Cisneros succeeded in patching up his marriage after the scandal. Medlar had more trouble: She divorced and was unable to find work to support herself and her daughter. After Cisneros returned to his wife, he began making cash payments to Medlar -- payments that totaled over $ 250,000 between 1989 and 1994. In 1993, Cisneros got the tap to join the Clinton cabinet and was asked by the FBI about his relationship with Medlar. He told them that he had paid her no more than $ 10,000 a year. In 1994, Medlar exposed the story, and an independent counsel was appointed. In December 1997, Cisneros was indicted.


Cisneros has by and large received very sympathetic media treatment, in part because Medlar is an unappealing character. (She had been indicted herself for tampering with evidence.) But take a second look. Yes, he was the victim of blackmail. But unanswered questions swirl about his case, of which the most important is, Where did the $ 250,000 come from? Cisneros was not a rich man, and while he seems to have earned a comfortable living in his four years in the private sector, he had two college-age daughters and a sick son to support. The independent counsel's indictment notes that Cisneros's political supporters offered to provide Medlar with a job. Did any of them give him money for her too? If so, did those gifts cease when Cisneros entered the Clinton administration?


And what about Cisneros's tax liability? The FBI wasn't asking about the size of his payments to Medlar out of prurience: There's a federal tax due on gifts of more than $ 10,000 per year, and there's no record of Cisneros's ever having paid it. Tax chiseling is a serious crime. Lying to the FBI is a serious crime, too -- although when Cisneros comes to trial, we can expect to be told: If you're cheating on your taxes and paying blackmail with money that comes from who-knows-where, of course you're going to lie about it.

 

Secretary of Labor Alexis Herman


Questions have been raised about Alexis Herman's ethics ever since she served in the Carter administration. As an official in the Labor Department between 1977 and 1981, she steered millions of dollars of grants to groups like Jesse Jackson's PUSH. Jackson's group was in those days arm-twisting corporations into agreeing to quotas for minority contractors -- and after Herman left government, it was her firm that Jackson urged companies to hire to monitor the quotas.


Herman's private-sector career over the next dozen years was lucrative. She did especially well out of real estate, getting a slice of the action in downtown-Washington developments -- including the Ronald Reagan Building -- from developers who understood that taking care of friends of Jesse Jackson could speed approval by Marion Barry's city hall. A protege of Ron Brown's, Herman went to work in the Clinton administration, where her main duty seemed to be fund-raising for the 1996 Clinton campaign. (Herman arranged the bulk of the "it's only coffee" White House fund-raisers.) As a reward for a job well done, she succeeded Robert Reich as labor secretary in 1997.
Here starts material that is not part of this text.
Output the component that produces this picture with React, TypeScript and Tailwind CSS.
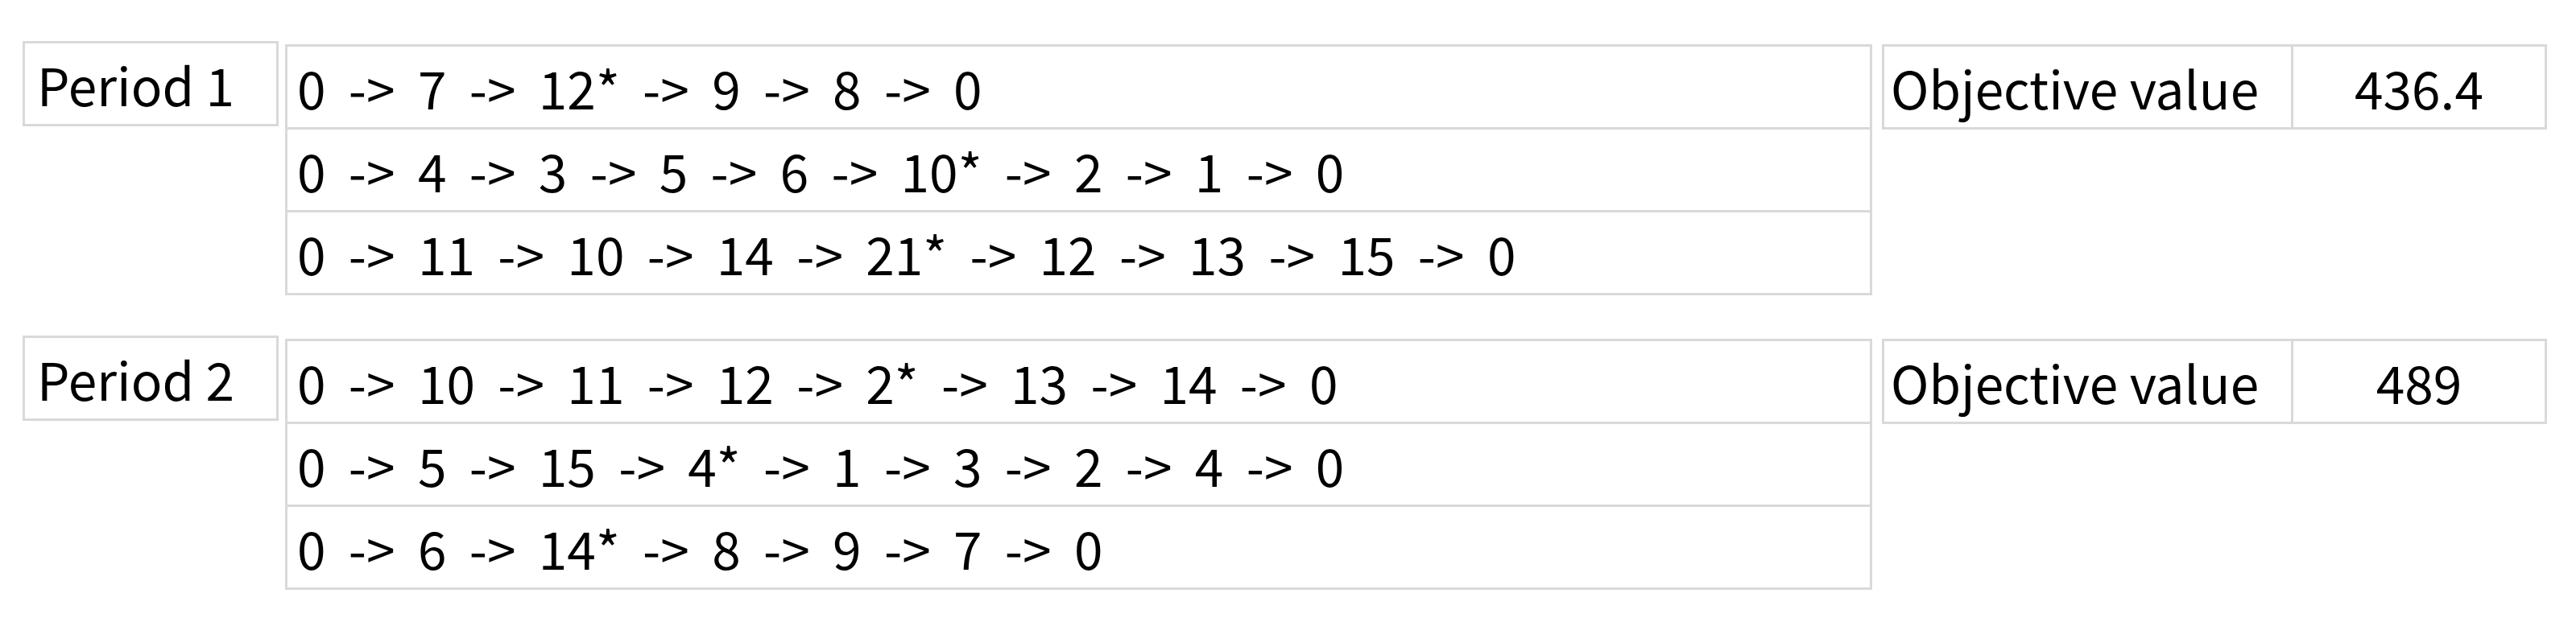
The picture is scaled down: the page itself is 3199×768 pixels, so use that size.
const periods = [
  {
    label: 'Period 1',
    routes: [
      '0 -> 7 -> 12* -> 9 -> 8 -> 0',
      '0 -> 4 -> 3 -> 5 -> 6 -> 10* -> 2 -> 1 -> 0',
      '0 -> 11 -> 10 -> 14 -> 21* -> 12 -> 13 -> 15 -> 0',
    ],
    objective: '436.4',
  },
  {
    label: 'Period 2',
    routes: [
      '0 -> 10 -> 11 -> 12 -> 2* -> 13 -> 14 -> 0',
      '0 -> 5 -> 15 -> 4* -> 1 -> 3 -> 2 -> 4 -> 0',
      '0 -> 6 -> 14* -> 8 -> 9 -> 7 -> 0',
    ],
    objective: '489',
  },
];

const PeriodBlock = ({ label, routes, objective }: { label: string; routes: string[]; objective: string }) => (
  <div className="flex items-start">
    {/* period label */}
    <div className="w-[318px] h-[106px] border-[3px] border-[#d9d9d9] flex items-center pl-[15px] shrink-0">
      {label}
    </div>

    {/* routes */}
    <div className="ml-[8px] mt-[4px] w-[1971px] flex flex-col shrink-0">
      {routes.map((r, i) => (
        <div
          key={i}
          className={`h-[106px] border-[3px] border-[#d9d9d9] flex items-center pl-[12px] whitespace-pre [word-spacing:14px] ${i > 0 ? '-mt-[3px]' : ''}`}
        >
          {r}
        </div>
      ))}
    </div>

    {/* objective */}
    <div className="ml-[12px] mt-[4px] w-[826px] h-[106px] border-[3px] border-[#d9d9d9] flex shrink-0">
      <div className="w-[508px] flex items-center pl-[8px] border-r-[3px] border-[#d9d9d9]">Objective value</div>
      <div className="flex-1 flex items-center justify-center">{objective}</div>
    </div>
  </div>
);

export default function App() {
  return (
    <div
      className="w-[3199px] h-[768px] bg-white text-black text-[64px] leading-none pl-[28px] pt-[51px] flex flex-col gap-[50px] overflow-hidden"
      style={{ fontFamily: '"Noto Sans CJK KR", "Noto Sans", sans-serif' }}
    >
      {periods.map((p) => (
        <PeriodBlock key={p.label} {...p} />
      ))}
    </div>
  );
}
Almost immediately, an African businessman named Laurent Yene stepped forward to accuse Herman of demanding kickbacks from him. In 1994, Yene had gone into business with -- and set up housekeeping with -- a good friend of Herman's named Vanessa Weaver. Weaver had bought Herman's diversity-consulting business when Herman joined the Clinton administration, and between 1994 and 1996 Weaver visited Herman at the White House some two dozen times, often in the company of her clients. Yene charges that Weaver and he had an understanding with Herman that they would pay Herman 10 percent of any business she helped to generate. He also charges that Herman pushed Weaver to ask clients to make donations to the 1996 Clinton campaign.